» **Given information**:
------------------------------------------------------------------------

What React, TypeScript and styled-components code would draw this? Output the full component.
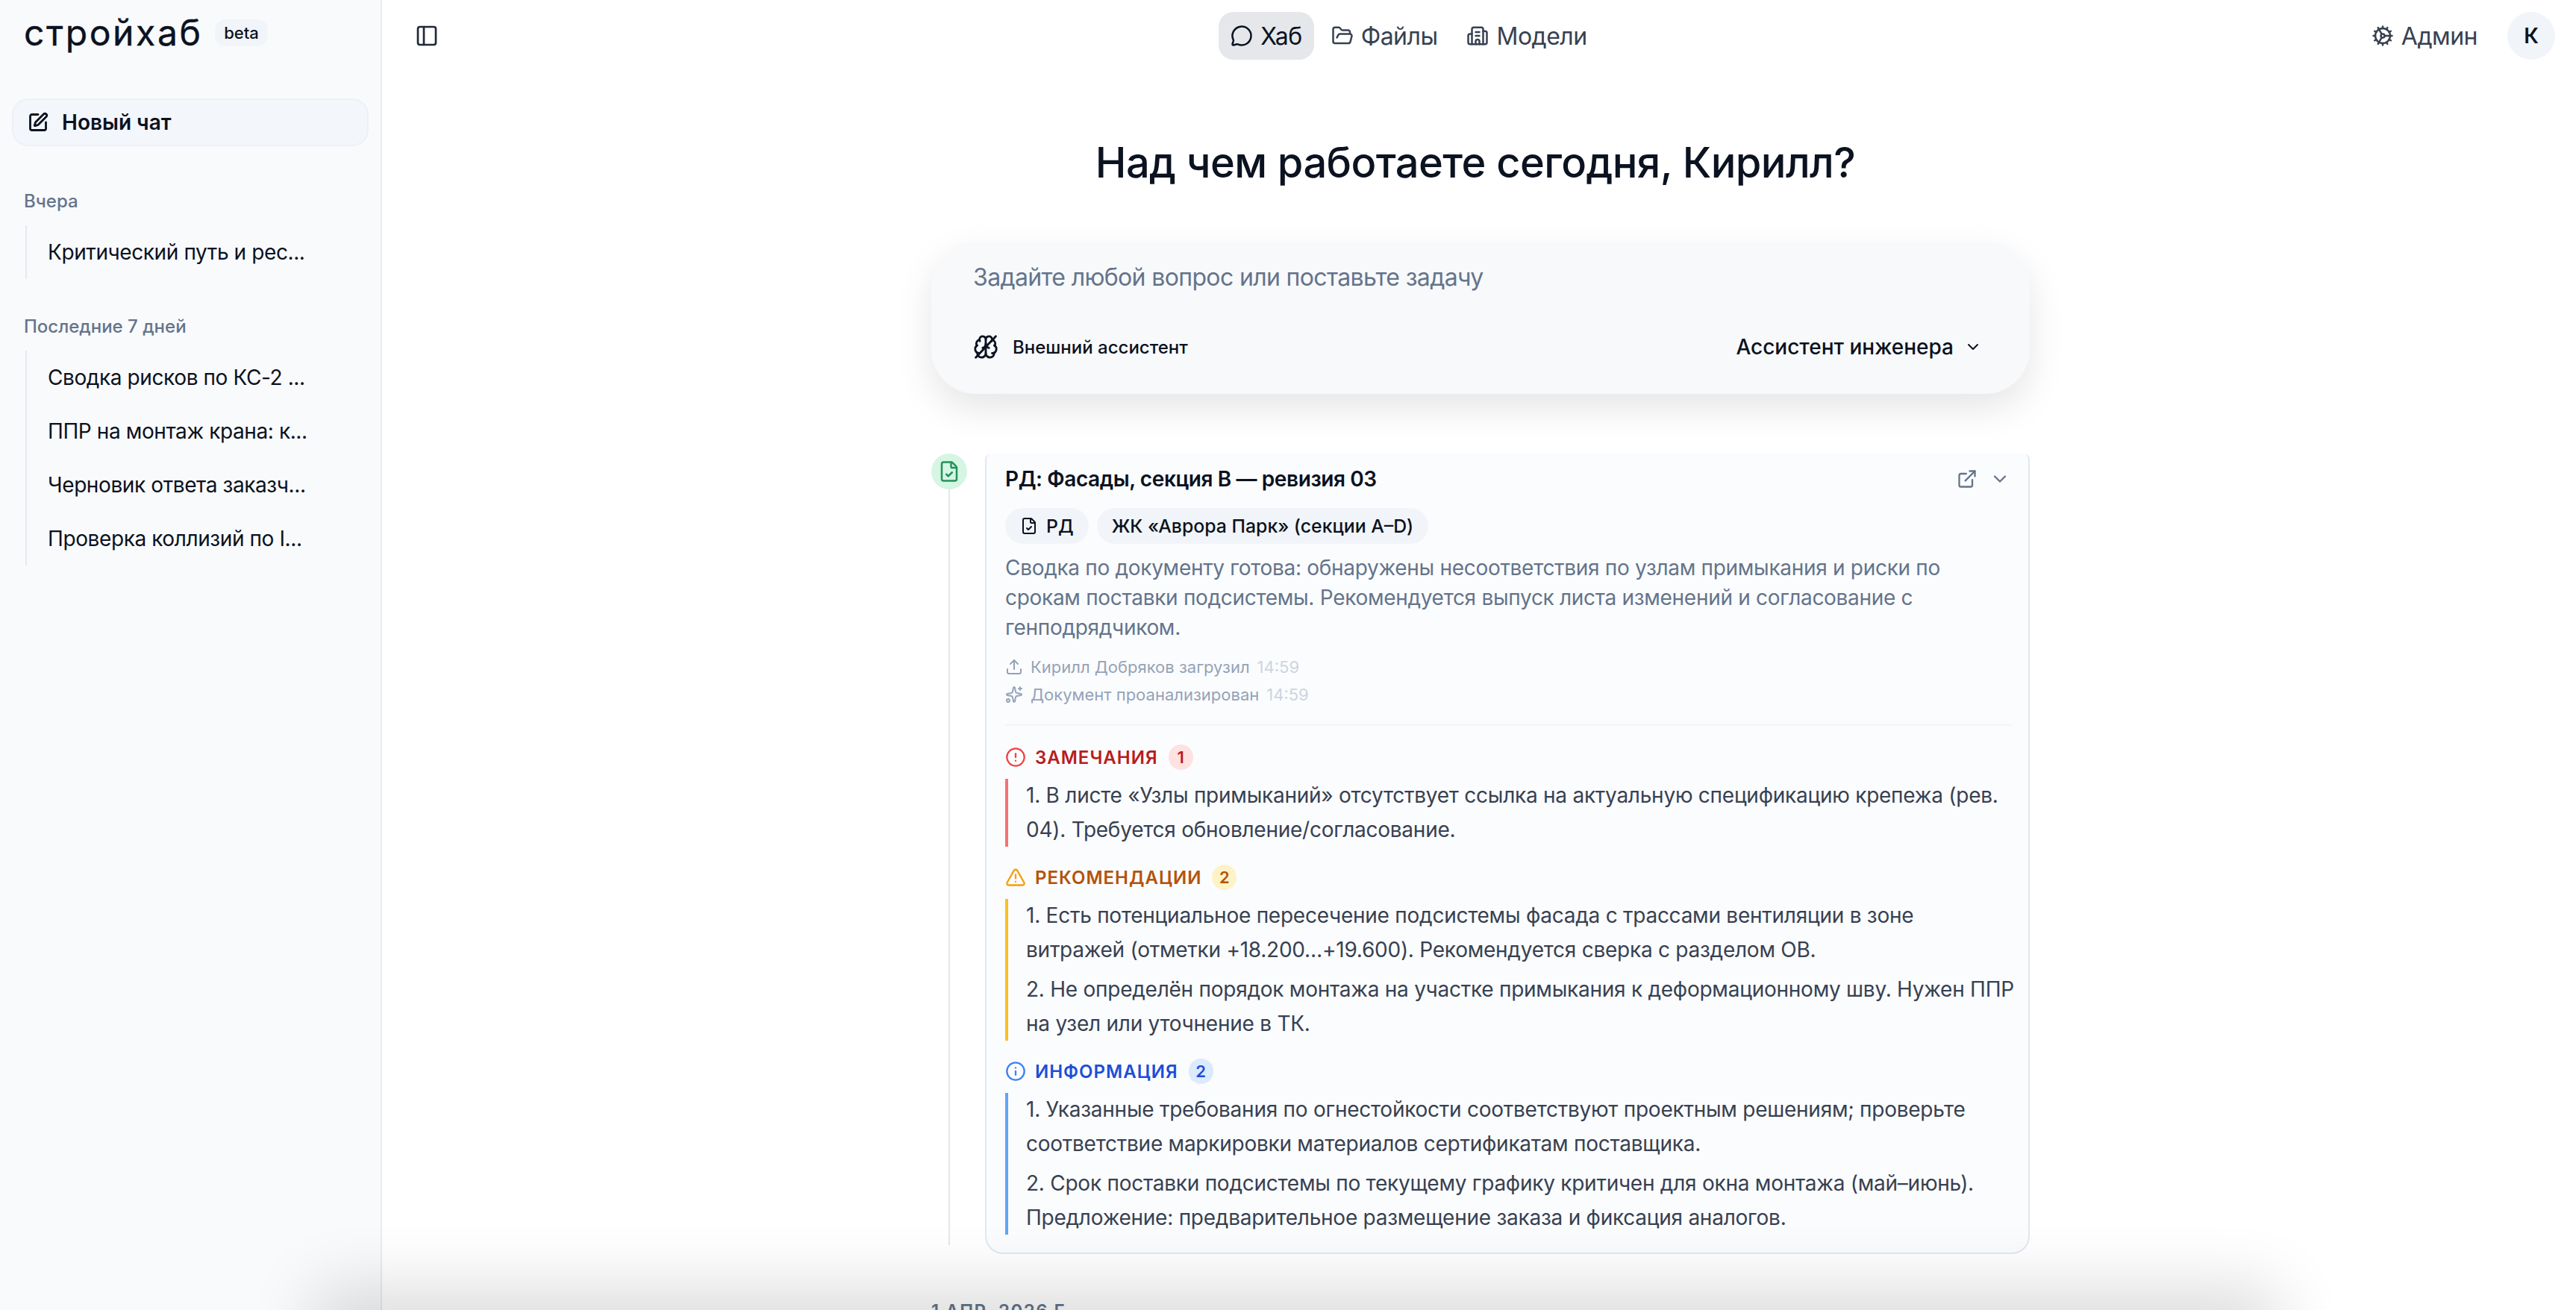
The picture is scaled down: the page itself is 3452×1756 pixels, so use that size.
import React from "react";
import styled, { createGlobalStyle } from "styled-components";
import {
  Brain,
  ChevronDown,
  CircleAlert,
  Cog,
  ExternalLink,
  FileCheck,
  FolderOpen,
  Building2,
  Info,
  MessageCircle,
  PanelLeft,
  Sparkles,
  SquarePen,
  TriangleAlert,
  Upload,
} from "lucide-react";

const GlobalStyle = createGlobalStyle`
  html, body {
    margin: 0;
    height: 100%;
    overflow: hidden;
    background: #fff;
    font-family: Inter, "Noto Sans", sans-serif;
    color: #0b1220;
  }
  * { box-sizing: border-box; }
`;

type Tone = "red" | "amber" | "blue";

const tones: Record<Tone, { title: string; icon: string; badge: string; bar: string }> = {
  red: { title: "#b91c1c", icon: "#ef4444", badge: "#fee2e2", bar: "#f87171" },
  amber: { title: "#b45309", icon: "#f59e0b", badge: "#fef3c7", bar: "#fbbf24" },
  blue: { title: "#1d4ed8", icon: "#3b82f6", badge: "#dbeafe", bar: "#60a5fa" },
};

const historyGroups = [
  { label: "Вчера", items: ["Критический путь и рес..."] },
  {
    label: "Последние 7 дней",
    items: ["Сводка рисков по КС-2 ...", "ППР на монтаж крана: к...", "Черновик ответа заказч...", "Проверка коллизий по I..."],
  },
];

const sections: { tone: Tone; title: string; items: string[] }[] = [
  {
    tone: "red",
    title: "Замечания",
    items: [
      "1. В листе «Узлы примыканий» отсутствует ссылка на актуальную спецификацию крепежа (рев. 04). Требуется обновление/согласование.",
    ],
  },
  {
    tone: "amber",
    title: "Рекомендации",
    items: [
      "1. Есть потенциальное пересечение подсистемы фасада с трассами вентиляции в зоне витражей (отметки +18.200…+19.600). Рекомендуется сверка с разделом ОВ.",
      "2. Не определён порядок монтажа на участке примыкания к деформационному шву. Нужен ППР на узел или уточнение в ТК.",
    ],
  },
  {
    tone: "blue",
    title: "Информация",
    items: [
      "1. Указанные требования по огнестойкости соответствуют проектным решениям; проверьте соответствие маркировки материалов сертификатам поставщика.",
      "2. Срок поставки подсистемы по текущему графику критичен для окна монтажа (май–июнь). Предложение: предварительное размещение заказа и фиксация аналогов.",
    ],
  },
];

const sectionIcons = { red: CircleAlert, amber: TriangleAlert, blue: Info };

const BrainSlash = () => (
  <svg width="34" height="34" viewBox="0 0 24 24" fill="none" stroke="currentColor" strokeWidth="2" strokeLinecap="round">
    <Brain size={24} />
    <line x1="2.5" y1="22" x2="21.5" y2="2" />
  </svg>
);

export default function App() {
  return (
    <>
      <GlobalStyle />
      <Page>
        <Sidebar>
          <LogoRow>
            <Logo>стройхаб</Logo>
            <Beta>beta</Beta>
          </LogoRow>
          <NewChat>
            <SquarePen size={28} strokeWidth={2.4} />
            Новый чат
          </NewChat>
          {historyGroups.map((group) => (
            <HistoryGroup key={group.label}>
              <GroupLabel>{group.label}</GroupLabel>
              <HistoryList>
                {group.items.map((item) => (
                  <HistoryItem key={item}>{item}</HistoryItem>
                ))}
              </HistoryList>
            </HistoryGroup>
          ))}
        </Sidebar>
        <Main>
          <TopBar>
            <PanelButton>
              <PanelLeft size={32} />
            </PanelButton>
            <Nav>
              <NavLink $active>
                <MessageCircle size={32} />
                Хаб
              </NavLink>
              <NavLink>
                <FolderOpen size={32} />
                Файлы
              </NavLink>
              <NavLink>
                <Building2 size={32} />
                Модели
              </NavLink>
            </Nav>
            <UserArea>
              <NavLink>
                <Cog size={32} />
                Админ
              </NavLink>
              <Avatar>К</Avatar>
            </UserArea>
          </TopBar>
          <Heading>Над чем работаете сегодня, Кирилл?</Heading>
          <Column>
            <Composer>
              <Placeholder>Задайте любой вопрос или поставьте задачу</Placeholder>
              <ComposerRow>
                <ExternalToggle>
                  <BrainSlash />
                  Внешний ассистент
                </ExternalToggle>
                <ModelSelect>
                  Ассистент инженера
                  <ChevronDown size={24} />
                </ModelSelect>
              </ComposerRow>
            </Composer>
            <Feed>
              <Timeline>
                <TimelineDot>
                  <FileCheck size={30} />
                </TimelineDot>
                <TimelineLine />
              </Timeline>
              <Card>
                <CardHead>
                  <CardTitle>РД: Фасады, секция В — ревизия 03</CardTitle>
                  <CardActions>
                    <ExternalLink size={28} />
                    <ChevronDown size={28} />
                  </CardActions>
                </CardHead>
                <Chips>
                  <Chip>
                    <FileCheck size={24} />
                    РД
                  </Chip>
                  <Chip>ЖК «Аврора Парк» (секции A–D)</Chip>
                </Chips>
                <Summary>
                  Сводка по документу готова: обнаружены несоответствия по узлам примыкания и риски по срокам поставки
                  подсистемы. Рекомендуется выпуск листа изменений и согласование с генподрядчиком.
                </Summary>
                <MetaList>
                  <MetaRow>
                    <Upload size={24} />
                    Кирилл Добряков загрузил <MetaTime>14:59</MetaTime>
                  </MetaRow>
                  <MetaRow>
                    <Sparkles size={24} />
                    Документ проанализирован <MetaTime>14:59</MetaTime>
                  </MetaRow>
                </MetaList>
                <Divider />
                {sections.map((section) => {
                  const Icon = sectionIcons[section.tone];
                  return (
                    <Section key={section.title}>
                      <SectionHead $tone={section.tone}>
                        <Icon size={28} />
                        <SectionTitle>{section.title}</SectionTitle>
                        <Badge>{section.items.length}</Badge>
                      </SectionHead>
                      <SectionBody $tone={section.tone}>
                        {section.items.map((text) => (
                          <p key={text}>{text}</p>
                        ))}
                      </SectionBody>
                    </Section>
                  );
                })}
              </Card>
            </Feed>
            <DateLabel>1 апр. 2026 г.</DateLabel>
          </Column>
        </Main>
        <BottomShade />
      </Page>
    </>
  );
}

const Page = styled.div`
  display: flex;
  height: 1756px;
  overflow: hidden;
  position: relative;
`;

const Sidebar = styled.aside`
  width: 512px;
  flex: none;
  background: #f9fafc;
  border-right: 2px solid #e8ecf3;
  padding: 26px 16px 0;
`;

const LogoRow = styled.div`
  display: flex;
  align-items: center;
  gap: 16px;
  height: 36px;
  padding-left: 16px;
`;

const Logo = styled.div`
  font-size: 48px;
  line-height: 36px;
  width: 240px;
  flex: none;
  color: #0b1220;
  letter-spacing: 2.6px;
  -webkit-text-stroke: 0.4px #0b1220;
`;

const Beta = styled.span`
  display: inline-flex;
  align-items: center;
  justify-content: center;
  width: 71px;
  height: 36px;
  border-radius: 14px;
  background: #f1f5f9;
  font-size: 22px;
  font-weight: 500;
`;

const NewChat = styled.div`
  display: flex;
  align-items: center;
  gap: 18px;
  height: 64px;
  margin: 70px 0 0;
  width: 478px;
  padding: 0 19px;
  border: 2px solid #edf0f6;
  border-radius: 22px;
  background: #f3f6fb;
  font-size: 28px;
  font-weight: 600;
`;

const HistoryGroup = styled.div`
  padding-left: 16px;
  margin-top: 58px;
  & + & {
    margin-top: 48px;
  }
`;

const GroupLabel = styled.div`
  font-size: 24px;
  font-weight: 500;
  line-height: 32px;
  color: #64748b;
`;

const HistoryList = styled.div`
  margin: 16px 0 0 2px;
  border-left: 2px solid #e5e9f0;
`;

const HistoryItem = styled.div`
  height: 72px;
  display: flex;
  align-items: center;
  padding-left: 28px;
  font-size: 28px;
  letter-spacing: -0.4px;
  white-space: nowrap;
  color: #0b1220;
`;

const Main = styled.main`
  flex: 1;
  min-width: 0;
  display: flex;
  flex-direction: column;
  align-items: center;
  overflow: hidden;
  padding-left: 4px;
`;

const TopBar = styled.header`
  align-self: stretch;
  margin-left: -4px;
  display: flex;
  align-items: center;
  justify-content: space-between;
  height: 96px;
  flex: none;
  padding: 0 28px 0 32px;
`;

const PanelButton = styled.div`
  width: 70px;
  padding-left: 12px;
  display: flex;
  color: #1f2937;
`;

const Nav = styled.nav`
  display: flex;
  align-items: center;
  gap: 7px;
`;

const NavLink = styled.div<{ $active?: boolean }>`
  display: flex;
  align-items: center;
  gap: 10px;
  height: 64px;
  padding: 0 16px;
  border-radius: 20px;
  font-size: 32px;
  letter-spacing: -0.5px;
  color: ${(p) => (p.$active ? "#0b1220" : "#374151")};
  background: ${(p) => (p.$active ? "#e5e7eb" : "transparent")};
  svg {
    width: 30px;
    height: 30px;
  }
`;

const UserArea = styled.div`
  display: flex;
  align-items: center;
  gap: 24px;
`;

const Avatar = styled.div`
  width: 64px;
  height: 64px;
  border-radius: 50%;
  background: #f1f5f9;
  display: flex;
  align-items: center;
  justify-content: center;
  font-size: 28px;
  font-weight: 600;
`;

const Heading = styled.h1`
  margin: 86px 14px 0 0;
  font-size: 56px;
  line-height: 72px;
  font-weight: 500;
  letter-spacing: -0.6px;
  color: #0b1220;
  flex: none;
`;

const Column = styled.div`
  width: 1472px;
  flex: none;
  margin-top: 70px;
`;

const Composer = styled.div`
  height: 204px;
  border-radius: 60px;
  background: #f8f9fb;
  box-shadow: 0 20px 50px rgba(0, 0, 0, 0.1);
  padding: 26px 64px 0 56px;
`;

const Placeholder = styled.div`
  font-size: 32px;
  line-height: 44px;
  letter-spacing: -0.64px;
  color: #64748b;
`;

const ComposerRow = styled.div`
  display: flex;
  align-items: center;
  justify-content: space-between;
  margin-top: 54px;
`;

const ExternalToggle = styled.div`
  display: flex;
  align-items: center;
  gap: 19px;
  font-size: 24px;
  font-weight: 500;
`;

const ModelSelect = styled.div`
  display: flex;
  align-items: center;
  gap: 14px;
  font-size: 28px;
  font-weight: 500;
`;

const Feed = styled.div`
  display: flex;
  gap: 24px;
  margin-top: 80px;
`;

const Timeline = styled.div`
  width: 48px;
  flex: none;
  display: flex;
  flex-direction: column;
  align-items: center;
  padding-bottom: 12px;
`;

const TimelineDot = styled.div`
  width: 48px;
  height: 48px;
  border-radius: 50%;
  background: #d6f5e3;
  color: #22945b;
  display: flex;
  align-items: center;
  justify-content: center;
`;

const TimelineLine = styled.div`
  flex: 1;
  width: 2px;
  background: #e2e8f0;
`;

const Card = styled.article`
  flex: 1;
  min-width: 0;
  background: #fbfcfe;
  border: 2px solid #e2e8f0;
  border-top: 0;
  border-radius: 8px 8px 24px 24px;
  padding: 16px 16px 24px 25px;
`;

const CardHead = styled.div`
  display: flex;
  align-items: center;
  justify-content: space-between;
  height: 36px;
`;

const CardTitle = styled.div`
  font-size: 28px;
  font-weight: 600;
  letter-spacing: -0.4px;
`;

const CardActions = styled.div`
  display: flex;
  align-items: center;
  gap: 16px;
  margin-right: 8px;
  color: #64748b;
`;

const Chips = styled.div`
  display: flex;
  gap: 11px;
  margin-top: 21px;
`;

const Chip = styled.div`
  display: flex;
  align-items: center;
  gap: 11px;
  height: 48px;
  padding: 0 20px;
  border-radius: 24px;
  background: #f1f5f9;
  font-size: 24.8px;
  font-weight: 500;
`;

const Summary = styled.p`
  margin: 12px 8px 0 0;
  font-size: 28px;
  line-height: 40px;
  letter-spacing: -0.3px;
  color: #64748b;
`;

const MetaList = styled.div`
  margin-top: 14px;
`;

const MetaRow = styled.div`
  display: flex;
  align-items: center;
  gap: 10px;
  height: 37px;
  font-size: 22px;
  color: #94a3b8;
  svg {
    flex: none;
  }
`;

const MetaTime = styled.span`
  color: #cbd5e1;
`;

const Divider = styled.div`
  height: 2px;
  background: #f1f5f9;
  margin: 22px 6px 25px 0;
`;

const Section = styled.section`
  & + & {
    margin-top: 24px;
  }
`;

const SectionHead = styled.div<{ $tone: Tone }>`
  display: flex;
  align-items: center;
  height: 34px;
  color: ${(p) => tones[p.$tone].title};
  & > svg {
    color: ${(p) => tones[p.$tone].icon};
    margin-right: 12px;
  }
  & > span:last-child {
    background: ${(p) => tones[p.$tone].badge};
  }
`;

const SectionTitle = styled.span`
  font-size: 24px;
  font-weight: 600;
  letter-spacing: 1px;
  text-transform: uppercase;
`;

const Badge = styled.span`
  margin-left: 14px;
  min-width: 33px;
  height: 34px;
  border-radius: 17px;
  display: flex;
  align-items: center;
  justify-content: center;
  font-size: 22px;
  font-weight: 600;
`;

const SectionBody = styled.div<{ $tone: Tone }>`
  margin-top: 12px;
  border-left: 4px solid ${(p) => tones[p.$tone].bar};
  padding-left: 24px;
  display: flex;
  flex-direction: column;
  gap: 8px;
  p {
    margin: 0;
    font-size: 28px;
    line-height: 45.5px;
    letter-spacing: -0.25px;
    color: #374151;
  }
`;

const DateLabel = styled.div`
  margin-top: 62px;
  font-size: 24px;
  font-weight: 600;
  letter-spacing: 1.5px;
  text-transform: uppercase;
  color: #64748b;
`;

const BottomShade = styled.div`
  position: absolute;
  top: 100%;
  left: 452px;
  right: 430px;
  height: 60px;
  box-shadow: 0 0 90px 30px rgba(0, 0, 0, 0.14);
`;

------------------------------------------------------------------------

» **Aim**:
Of all the lines above, how many contain "components"? Give the number and nothing more.

» **Solution for this problem**:
2